### Exercise
Sift the listing for lines that hold the string "styled" and pull them out.

**** Records for the task

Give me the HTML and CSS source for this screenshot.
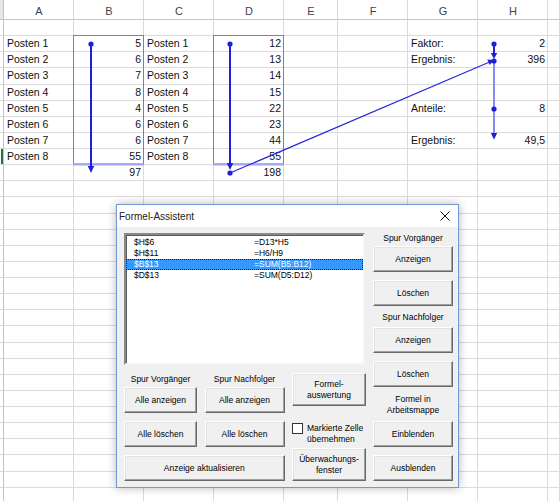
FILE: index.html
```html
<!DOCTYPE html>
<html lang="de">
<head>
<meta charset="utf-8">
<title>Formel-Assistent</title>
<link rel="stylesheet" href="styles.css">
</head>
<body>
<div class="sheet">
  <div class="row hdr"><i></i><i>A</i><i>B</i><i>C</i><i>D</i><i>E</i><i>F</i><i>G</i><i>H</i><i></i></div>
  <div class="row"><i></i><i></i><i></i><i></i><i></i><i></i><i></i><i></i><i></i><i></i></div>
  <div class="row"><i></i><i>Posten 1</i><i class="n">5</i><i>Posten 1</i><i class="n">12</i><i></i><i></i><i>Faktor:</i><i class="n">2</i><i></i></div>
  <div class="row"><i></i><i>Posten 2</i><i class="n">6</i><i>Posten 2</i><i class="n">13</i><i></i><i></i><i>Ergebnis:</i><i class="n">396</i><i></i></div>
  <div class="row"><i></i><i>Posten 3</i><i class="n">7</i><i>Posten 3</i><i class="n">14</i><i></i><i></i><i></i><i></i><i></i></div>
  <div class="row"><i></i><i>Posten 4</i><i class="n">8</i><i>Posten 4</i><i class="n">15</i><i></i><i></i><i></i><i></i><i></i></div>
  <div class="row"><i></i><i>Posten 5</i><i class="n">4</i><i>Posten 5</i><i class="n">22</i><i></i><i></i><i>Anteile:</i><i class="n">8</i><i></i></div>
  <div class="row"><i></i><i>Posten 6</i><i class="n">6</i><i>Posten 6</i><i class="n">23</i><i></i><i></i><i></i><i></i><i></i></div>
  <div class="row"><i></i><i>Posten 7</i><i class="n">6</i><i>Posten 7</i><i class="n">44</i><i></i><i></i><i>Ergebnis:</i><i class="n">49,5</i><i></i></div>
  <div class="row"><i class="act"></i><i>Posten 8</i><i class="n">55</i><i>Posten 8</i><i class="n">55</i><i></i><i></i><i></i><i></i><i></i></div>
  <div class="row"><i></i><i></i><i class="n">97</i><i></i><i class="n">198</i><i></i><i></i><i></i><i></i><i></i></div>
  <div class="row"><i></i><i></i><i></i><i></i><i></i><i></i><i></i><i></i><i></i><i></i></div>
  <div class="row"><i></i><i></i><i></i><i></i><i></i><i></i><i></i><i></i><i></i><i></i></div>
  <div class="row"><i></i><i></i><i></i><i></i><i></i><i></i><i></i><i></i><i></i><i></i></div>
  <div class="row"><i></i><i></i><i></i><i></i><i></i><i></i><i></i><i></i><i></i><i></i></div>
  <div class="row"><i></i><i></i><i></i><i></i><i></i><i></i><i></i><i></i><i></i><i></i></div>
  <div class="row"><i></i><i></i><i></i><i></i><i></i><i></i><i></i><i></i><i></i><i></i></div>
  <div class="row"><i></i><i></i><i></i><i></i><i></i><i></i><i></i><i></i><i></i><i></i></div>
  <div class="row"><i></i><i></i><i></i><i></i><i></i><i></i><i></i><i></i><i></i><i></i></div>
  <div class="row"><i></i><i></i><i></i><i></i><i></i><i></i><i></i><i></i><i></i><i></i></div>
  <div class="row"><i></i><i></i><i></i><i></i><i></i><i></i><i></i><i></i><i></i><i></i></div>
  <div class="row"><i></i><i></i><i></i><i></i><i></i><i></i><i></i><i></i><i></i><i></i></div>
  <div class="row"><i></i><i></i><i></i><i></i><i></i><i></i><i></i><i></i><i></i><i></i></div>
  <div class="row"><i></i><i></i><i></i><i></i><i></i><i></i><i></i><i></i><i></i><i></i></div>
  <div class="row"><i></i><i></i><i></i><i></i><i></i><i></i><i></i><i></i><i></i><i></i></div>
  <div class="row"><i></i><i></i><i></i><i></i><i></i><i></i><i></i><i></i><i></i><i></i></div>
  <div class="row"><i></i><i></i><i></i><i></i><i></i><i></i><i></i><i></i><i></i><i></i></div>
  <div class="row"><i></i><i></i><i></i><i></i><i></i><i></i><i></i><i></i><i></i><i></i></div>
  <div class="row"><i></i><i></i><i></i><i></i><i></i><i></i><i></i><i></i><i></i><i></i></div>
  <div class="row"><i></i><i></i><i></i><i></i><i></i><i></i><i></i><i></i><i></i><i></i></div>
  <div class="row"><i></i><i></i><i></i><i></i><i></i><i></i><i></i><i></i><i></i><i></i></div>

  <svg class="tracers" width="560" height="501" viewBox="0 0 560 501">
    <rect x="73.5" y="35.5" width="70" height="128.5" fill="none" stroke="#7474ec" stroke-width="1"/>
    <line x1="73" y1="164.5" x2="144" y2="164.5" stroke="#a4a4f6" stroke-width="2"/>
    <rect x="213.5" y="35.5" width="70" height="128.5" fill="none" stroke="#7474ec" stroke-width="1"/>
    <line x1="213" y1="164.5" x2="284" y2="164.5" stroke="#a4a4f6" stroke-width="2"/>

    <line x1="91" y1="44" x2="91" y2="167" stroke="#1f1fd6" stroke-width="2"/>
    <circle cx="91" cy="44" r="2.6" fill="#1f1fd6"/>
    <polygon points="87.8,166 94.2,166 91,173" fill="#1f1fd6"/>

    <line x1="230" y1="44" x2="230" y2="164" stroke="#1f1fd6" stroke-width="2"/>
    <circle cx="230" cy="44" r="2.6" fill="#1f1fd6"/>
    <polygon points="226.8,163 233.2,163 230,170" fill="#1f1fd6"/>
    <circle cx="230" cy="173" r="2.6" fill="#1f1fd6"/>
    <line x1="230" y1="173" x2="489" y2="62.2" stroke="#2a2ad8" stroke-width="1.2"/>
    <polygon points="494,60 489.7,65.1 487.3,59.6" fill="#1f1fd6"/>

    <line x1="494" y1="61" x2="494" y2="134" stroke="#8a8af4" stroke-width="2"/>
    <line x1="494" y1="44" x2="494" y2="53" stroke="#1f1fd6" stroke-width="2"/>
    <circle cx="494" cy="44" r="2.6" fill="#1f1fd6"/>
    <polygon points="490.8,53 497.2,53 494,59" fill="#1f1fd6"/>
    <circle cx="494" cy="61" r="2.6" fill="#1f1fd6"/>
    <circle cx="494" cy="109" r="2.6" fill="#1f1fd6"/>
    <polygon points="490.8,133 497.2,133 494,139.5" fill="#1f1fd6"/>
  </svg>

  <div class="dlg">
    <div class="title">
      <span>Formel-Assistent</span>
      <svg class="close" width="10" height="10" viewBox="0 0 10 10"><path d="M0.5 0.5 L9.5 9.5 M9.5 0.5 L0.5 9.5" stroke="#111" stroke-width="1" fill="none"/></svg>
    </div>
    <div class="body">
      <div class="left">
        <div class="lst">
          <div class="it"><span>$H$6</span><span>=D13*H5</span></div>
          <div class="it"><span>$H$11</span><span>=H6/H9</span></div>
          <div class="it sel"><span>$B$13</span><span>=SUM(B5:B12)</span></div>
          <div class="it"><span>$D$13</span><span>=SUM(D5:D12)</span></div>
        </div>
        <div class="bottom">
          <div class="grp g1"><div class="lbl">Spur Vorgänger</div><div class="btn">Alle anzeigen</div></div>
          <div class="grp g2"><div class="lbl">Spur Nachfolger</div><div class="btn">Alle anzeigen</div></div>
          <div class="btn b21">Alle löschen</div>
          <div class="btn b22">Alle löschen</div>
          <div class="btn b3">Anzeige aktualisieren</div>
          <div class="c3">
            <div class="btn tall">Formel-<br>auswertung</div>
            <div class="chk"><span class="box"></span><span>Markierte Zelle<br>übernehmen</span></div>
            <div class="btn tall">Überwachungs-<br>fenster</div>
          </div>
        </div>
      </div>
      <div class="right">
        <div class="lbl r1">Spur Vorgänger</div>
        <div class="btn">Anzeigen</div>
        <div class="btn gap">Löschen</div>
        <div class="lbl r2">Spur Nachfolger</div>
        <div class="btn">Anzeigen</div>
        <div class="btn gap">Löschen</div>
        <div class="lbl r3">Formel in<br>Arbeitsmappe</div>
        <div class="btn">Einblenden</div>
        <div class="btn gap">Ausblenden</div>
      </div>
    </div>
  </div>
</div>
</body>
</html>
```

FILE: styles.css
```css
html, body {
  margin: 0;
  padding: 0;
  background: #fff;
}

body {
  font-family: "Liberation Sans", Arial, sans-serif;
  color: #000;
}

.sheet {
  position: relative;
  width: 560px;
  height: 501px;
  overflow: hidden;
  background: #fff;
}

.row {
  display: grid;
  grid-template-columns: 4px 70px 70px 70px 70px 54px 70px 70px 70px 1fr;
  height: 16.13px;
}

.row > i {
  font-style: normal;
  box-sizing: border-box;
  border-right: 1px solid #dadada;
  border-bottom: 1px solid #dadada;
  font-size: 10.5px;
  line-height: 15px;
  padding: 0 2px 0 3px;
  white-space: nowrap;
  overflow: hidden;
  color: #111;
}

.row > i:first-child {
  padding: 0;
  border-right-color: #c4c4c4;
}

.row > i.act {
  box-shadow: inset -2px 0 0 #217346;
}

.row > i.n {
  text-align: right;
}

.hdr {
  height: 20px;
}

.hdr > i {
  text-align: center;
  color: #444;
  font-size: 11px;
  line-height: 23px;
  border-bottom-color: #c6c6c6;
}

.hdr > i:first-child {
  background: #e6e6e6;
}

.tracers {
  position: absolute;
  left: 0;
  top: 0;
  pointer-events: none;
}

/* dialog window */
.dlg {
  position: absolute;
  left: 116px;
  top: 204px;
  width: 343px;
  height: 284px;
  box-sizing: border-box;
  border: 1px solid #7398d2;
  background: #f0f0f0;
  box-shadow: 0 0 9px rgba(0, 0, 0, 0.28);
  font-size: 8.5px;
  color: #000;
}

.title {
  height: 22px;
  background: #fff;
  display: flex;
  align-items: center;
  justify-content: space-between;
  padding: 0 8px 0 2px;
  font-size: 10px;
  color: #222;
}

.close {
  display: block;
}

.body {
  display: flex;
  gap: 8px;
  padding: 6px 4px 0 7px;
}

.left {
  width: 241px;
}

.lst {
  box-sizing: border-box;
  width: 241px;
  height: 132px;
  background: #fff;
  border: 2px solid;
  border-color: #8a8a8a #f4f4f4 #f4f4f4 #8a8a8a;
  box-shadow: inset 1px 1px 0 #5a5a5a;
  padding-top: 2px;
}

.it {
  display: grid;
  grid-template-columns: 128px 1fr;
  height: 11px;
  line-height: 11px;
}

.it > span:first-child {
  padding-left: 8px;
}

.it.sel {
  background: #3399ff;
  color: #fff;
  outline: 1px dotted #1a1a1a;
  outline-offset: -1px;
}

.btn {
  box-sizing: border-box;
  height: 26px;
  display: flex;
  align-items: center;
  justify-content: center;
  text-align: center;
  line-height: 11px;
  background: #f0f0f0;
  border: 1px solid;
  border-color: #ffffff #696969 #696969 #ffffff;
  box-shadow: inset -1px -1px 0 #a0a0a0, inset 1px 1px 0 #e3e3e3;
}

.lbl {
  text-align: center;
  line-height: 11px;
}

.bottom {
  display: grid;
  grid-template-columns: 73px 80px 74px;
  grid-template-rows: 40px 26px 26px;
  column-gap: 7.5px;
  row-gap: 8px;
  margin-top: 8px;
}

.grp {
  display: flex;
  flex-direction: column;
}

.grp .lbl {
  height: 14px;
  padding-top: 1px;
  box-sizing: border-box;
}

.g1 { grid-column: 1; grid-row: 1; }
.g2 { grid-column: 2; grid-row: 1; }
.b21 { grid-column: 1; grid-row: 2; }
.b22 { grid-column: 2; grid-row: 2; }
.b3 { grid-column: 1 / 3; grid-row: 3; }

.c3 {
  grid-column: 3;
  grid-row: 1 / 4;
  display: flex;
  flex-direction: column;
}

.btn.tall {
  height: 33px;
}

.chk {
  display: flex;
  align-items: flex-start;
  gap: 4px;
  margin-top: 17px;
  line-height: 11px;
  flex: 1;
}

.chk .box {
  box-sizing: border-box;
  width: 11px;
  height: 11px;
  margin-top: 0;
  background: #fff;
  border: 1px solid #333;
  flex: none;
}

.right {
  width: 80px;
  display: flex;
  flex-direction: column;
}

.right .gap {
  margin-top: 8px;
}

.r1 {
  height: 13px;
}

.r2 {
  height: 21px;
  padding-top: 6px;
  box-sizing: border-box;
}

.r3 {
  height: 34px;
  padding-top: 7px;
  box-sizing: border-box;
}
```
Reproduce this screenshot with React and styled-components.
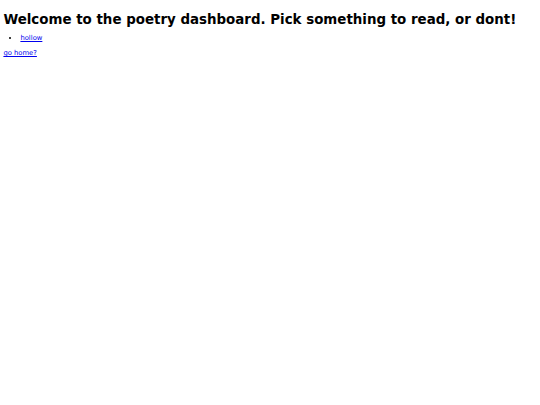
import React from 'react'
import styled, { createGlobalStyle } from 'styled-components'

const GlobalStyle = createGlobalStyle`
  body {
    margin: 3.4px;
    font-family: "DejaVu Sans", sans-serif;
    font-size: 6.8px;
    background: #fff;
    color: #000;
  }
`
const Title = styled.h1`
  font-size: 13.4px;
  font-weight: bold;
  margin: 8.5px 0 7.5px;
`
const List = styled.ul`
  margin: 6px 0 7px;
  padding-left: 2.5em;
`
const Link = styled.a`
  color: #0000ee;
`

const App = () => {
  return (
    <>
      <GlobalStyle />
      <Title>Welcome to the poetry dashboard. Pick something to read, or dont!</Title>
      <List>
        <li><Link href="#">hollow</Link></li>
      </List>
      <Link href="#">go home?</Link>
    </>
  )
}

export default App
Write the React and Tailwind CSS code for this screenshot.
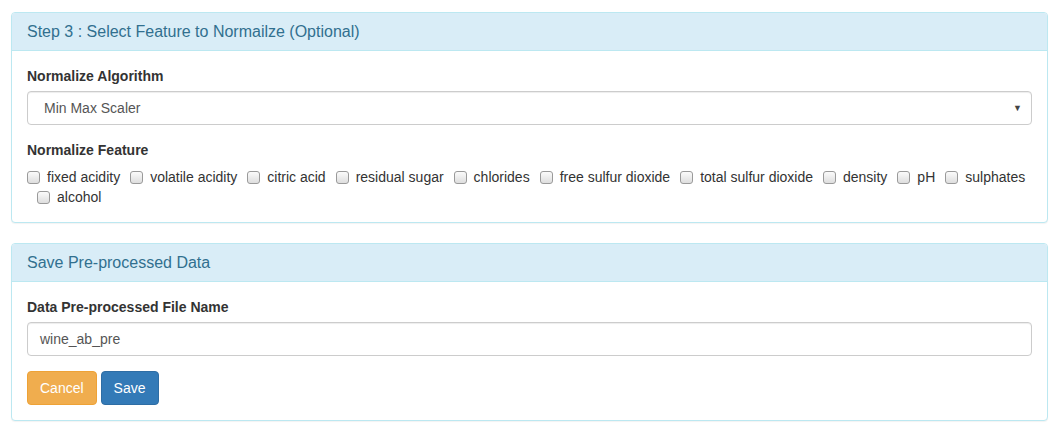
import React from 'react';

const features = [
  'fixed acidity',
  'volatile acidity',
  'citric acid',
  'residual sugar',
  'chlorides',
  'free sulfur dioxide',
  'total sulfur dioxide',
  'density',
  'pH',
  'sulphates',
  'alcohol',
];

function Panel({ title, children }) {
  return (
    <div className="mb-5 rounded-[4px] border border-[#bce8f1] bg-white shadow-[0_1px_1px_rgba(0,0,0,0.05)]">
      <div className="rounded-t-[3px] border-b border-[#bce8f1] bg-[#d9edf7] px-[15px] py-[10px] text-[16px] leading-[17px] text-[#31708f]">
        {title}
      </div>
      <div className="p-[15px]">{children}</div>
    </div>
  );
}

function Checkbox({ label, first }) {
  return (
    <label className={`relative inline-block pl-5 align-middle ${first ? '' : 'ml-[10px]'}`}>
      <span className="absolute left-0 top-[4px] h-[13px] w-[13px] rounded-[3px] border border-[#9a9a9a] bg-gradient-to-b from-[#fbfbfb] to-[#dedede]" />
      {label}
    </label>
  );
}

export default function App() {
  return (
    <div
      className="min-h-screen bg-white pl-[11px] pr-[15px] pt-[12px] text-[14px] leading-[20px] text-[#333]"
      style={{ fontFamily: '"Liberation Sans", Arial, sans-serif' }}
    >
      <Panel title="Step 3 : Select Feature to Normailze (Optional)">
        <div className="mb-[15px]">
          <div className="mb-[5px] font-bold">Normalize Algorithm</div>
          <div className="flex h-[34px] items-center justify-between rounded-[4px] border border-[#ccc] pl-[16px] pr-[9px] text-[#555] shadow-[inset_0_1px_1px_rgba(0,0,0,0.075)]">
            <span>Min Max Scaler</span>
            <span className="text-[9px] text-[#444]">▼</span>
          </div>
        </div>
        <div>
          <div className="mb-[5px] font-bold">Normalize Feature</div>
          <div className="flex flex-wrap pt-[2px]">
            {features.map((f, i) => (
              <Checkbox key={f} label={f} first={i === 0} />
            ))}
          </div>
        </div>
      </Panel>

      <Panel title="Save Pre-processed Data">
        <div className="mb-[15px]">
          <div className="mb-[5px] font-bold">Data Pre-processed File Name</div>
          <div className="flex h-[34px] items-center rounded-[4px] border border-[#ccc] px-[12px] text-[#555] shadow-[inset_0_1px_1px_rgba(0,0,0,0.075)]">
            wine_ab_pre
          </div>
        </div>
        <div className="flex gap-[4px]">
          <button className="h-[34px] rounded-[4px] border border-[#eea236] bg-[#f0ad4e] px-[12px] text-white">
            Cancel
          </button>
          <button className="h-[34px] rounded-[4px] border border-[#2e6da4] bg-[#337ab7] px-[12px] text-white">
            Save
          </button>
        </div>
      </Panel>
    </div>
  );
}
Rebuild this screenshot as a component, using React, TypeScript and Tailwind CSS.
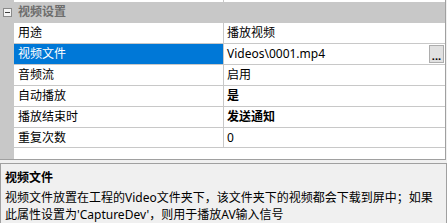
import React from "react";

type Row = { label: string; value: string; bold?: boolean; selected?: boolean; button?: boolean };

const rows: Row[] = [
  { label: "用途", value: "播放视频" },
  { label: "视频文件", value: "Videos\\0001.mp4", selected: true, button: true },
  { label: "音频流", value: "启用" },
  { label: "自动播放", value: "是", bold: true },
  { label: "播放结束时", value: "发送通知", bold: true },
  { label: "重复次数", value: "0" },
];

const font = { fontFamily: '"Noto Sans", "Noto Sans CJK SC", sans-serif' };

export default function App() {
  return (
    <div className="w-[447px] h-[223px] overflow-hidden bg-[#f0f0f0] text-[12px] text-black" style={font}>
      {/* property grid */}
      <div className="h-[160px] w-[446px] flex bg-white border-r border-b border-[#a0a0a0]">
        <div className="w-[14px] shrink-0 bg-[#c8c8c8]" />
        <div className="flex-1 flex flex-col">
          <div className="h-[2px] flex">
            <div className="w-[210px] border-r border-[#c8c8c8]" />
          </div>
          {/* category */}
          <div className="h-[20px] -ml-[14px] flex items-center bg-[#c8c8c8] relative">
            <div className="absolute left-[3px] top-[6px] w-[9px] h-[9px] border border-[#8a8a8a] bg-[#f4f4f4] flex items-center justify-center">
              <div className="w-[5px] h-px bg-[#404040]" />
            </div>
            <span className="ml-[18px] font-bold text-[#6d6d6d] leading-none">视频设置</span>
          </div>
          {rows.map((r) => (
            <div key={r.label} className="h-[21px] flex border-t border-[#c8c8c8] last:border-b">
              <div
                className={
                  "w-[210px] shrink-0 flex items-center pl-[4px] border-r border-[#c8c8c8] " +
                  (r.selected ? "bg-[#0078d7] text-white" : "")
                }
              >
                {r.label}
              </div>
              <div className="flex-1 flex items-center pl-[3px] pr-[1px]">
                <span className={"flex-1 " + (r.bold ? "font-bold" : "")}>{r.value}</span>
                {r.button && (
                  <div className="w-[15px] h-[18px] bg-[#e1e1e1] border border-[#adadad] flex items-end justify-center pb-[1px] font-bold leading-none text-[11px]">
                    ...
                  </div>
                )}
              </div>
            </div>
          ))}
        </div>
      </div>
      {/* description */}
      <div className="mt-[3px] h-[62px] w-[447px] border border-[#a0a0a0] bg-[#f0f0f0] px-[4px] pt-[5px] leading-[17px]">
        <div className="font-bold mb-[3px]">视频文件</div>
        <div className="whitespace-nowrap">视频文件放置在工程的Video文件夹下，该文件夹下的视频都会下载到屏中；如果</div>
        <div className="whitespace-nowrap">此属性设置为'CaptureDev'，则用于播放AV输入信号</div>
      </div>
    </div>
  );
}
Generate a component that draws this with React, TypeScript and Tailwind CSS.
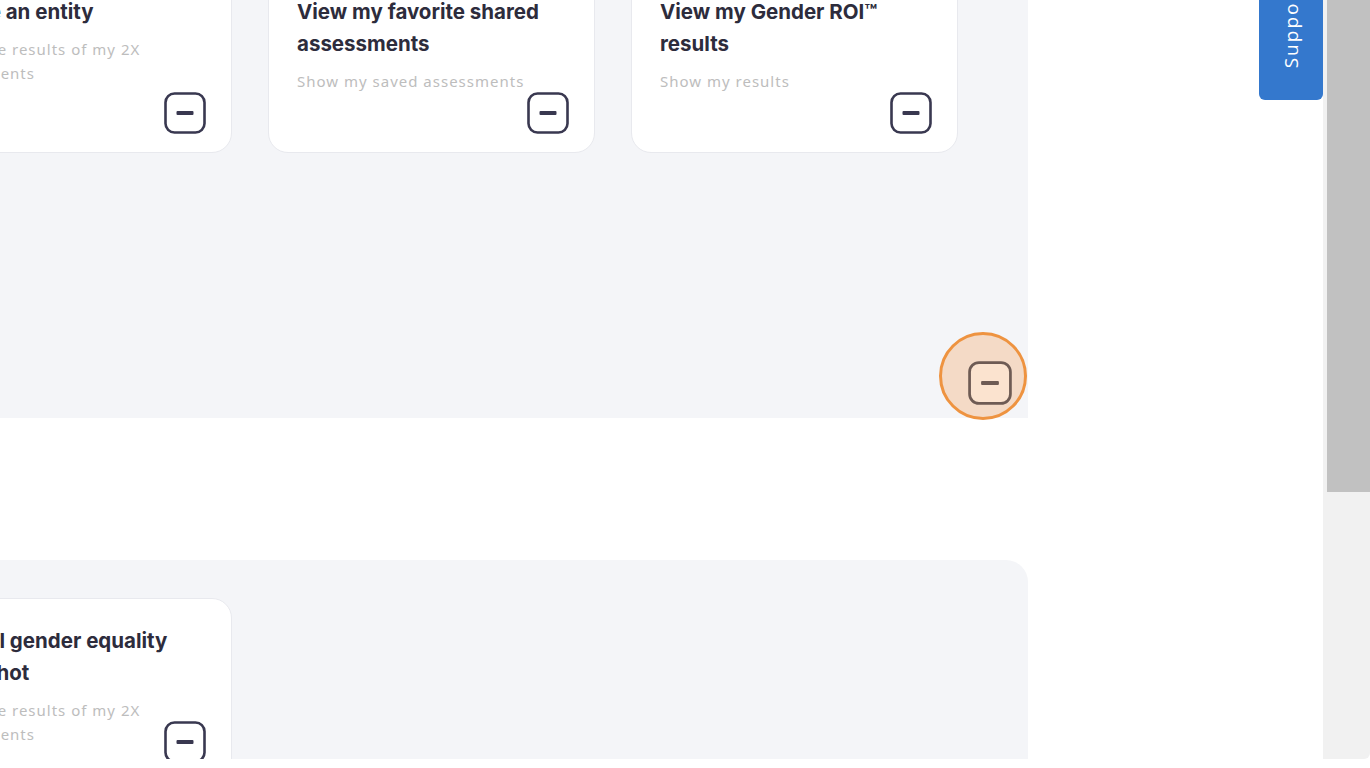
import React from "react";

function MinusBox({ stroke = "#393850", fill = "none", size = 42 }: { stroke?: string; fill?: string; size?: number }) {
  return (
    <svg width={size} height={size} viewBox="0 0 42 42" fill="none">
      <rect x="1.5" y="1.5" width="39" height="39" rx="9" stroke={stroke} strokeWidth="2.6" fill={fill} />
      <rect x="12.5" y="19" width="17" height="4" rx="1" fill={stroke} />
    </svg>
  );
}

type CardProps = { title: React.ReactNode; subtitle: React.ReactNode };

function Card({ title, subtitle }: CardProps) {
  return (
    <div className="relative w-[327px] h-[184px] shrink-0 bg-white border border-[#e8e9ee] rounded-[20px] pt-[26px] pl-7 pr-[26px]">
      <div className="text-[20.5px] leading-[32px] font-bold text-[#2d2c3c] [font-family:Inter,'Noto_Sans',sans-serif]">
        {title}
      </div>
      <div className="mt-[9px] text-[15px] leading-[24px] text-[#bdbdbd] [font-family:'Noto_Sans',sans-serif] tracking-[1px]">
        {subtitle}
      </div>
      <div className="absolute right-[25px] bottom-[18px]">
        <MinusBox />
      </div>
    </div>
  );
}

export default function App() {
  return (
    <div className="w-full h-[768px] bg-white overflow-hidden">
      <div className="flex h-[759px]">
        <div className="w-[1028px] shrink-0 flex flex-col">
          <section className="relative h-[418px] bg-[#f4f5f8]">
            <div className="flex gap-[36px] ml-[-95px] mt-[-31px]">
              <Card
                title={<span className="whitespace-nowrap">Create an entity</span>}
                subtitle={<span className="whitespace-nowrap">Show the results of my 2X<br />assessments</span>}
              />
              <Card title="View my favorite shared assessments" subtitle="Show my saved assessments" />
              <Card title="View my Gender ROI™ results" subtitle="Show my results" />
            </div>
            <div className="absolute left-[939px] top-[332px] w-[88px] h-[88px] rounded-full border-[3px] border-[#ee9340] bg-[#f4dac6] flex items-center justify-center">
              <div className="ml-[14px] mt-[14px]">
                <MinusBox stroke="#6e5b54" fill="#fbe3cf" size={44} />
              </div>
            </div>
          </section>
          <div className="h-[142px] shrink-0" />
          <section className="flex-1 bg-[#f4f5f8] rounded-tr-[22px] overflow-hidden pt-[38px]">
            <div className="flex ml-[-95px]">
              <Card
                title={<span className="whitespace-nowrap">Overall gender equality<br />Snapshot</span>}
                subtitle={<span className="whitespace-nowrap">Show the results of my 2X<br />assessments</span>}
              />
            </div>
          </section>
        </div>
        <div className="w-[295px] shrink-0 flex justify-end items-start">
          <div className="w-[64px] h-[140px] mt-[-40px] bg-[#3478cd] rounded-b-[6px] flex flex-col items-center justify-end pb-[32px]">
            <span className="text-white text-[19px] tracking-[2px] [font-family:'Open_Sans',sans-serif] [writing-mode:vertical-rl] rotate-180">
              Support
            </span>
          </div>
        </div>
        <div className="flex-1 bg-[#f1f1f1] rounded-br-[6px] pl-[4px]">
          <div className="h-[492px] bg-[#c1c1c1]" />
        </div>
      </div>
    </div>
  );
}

********

### Output for this exercise
Reproduce this screenshot with React and styled-components.
import styled, { createGlobalStyle } from 'styled-components'
const Title = styled.h1`
const List = styled.ul`
const Link = styled.a`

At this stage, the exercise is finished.